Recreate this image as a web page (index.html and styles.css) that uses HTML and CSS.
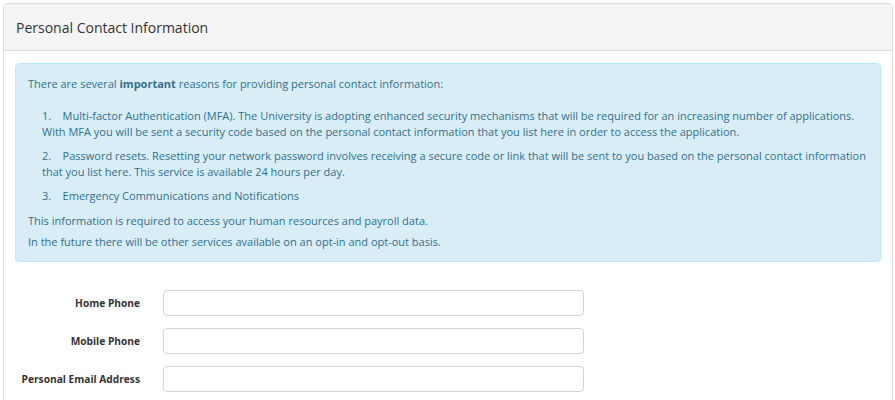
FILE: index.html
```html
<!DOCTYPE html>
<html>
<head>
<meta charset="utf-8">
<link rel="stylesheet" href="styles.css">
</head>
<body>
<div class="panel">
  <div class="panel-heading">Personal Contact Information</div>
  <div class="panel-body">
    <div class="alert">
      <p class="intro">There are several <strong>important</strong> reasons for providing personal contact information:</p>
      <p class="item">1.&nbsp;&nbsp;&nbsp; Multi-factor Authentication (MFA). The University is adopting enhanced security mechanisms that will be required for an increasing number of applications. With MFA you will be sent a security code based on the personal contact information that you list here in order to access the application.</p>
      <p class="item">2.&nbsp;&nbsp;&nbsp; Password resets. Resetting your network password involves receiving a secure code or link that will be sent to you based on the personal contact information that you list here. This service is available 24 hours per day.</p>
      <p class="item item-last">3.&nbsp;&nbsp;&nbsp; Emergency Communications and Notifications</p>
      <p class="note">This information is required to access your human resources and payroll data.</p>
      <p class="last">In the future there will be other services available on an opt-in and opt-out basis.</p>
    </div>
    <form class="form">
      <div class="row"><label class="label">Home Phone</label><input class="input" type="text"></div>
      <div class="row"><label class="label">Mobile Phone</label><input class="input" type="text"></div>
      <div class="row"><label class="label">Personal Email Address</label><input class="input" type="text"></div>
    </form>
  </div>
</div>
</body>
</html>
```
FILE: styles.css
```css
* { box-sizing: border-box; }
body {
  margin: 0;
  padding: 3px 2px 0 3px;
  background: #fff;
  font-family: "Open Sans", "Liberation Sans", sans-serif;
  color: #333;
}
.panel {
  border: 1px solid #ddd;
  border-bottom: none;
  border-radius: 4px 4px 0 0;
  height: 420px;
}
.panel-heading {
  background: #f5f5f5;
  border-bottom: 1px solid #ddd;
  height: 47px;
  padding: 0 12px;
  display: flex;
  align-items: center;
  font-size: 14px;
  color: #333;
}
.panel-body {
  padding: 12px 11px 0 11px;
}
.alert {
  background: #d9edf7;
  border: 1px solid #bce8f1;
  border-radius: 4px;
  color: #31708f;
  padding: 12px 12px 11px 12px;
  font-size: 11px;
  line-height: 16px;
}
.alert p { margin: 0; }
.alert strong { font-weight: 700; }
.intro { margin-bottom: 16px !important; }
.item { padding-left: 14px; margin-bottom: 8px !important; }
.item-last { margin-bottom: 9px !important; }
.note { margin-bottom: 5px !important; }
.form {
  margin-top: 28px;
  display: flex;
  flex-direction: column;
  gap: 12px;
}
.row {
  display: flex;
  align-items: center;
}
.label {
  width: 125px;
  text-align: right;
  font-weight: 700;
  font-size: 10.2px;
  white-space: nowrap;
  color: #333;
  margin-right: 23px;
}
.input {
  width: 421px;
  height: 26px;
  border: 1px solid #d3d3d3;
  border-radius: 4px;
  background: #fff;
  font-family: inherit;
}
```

----

Pictures are excluded; copy all other data exactly as shown.

Recreate this image as a web page (index.html and styles.css) that uses HTML and CSS.
FILE: index.html
```html
<!DOCTYPE html>
<html>
<head>
<meta charset="utf-8">
<link rel="stylesheet" href="styles.css">
</head>
<body>
<div class="panel">
  <div class="panel-heading">Personal Contact Information</div>
  <div class="panel-body">
    <div class="alert">
      <p class="intro">There are several <strong>important</strong> reasons for providing personal contact information:</p>
      <p class="item">1.&nbsp;&nbsp;&nbsp; Multi-factor Authentication (MFA). The University is adopting enhanced security mechanisms that will be required for an increasing number of applications. With MFA you will be sent a security code based on the personal contact information that you list here in order to access the application.</p>
      <p class="item">2.&nbsp;&nbsp;&nbsp; Password resets. Resetting your network password involves receiving a secure code or link that will be sent to you based on the personal contact information that you list here. This service is available 24 hours per day.</p>
      <p class="item item-last">3.&nbsp;&nbsp;&nbsp; Emergency Communications and Notifications</p>
      <p class="note">This information is required to access your human resources and payroll data.</p>
      <p class="last">In the future there will be other services available on an opt-in and opt-out basis.</p>
    </div>
    <form class="form">
      <div class="row"><label class="label">Home Phone</label><input class="input" type="text"></div>
      <div class="row"><label class="label">Mobile Phone</label><input class="input" type="text"></div>
      <div class="row"><label class="label">Personal Email Address</label><input class="input" type="text"></div>
    </form>
  </div>
</div>
</body>
</html>
```
FILE: styles.css
```css
* { box-sizing: border-box; }
body {
  margin: 0;
  padding: 3px 2px 0 3px;
  background: #fff;
  font-family: "Open Sans", "Liberation Sans", sans-serif;
  color: #333;
}
.panel {
  border: 1px solid #ddd;
  border-bottom: none;
  border-radius: 4px 4px 0 0;
  height: 420px;
}
.panel-heading {
  background: #f5f5f5;
  border-bottom: 1px solid #ddd;
  height: 47px;
  padding: 0 12px;
  display: flex;
  align-items: center;
  font-size: 14px;
  color: #333;
}
.panel-body {
  padding: 12px 11px 0 11px;
}
.alert {
  background: #d9edf7;
  border: 1px solid #bce8f1;
  border-radius: 4px;
  color: #31708f;
  padding: 12px 12px 11px 12px;
  font-size: 11px;
  line-height: 16px;
}
.alert p { margin: 0; }
.alert strong { font-weight: 700; }
.intro { margin-bottom: 16px !important; }
.item { padding-left: 14px; margin-bottom: 8px !important; }
.item-last { margin-bottom: 9px !important; }
.note { margin-bottom: 5px !important; }
.form {
  margin-top: 28px;
  display: flex;
  flex-direction: column;
  gap: 12px;
}
.row {
  display: flex;
  align-items: center;
}
.label {
  width: 125px;
  text-align: right;
  font-weight: 700;
  font-size: 10.2px;
  white-space: nowrap;
  color: #333;
  margin-right: 23px;
}
.input {
  width: 421px;
  height: 26px;
  border: 1px solid #d3d3d3;
  border-radius: 4px;
  background: #fff;
  font-family: inherit;
}
```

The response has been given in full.